Seriously guys. I've been dumping nuclear waste into the ocean for the last sixteen years. I use too much hairspray, and other PCBs, and I keep the microwave door open when it's on. WTF, right?
I've even invested in private oceanic drilling firms to help widen cracks in the earth's crust in the hopes that some lava will force a Giant Squid from the depths, angering it to the point where it will wrap itself around the Golden Gate Bridge or the Brooklyn Bridge, or the Eiffel Tower. What's the deal?

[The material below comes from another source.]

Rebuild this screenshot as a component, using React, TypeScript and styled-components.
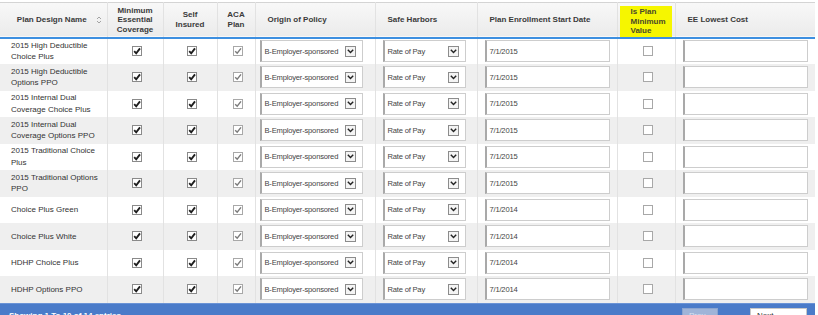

Early last year, I invested in numerous nuclear reactors across the coasts of major accident-prone industrial countries. You'd think that one of them would contaminate Giant Squid infested waters at some point right?
My philanthropy to various shadow corporations for illegal marine life testing has gone unrewarded(unless you count the wonderful hemp tote bag I received for donating at the 'angel' level). Donations to nefarious meglomaniacal terrorist factions show nary a ripple in the water. Even the pennies I throw at the most sinister looking hobos result in nothing, but a wet dog smell from their aching fingers.
The years I've dreamed of a Giant Squid ravaging a coastal city to the horror of it's longshoreman and assorted street vendors. I wish to gaze upon headlines gracing DrudgeReport of a collassal calamari crushing city buses in it's mighty radioactive tentacles. I long for the carnage caused by this beast from the cold, black depths tearing skyscrapers like short ribs.
But nooooooo….I sit here in my condominium in Santa Barbara watching people ride their bikes on the boardwalk and have delicious barbeques; unknowingly lucky for living another day not being devoured by a giant squid.